As many others have stated, watching the show because of its lack of rehearsal was one of the highlights. J.P. Patches was one of those things that were unique to Seattle - something getting rarer to find with so much homogenization nowadays.
27
@26 Thanks for the link. That story was my indirect reference.

"Transfer Station" is what you call a Dump if you are paid to work there.
28
I was a late-joiner to the Patches bandwagon, as we didn't get cable down in SW WA until the early '70's. But it only took a handful of viewings to realize there was something extraordinary going on up in Seattle's City Dump. Whereas most of the PDX kiddie show hosts were simply guys in funny costumes who introduced cartoons, J.P. and his crew (litterally, as quickly became apparent), were clearly working on an entirely different plane of existence. And as others have mentioned above, as a kid you quickly came to recognize the show had layers, levels of humor that went beyond your understanding, but which any grownup in the room always seemed to get. And then there was just the sheer insanity of it all: Bob Newman making impossibly fast costume changes; the fourth-wall breaking Mr. Announcer Man; the guffaws (both on-camera AND off) when some bit would just completely fall apart; the almost psychedelic heights of imagination (to this day, I still have no real clear idea what a "frple" is, friendly or not).

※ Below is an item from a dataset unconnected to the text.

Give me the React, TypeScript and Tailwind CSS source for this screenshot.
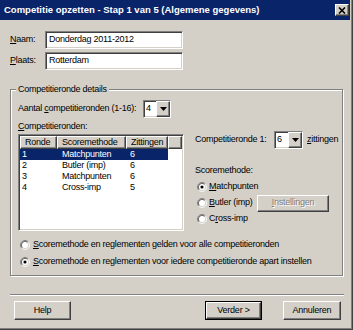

But, I think the biggest lesson I ever learned from watching J.P. was simply that it was possible for some adults to get up every morning, and go to a job that was actually FUN, that made people (including, frequently, themselves) laugh, and that could make you forget, if even for a few minutes, some of your own problems, fears, and anxieties. J.P. Patches made you feel GOOD, and he helped get this struggling pre-teen though several rough years during a very tumultuous time in my life.

Thanks for that J.P.
29
It is good that it's cloudy today. My sincerest condolences Gertrude. J.P Patches was not just the Mayor of the City Dump, he was the Mayor of the city's heart.
30
R.I.P. Mr. Wedes. Thanks for helping make part of my childhood so happy & memorable.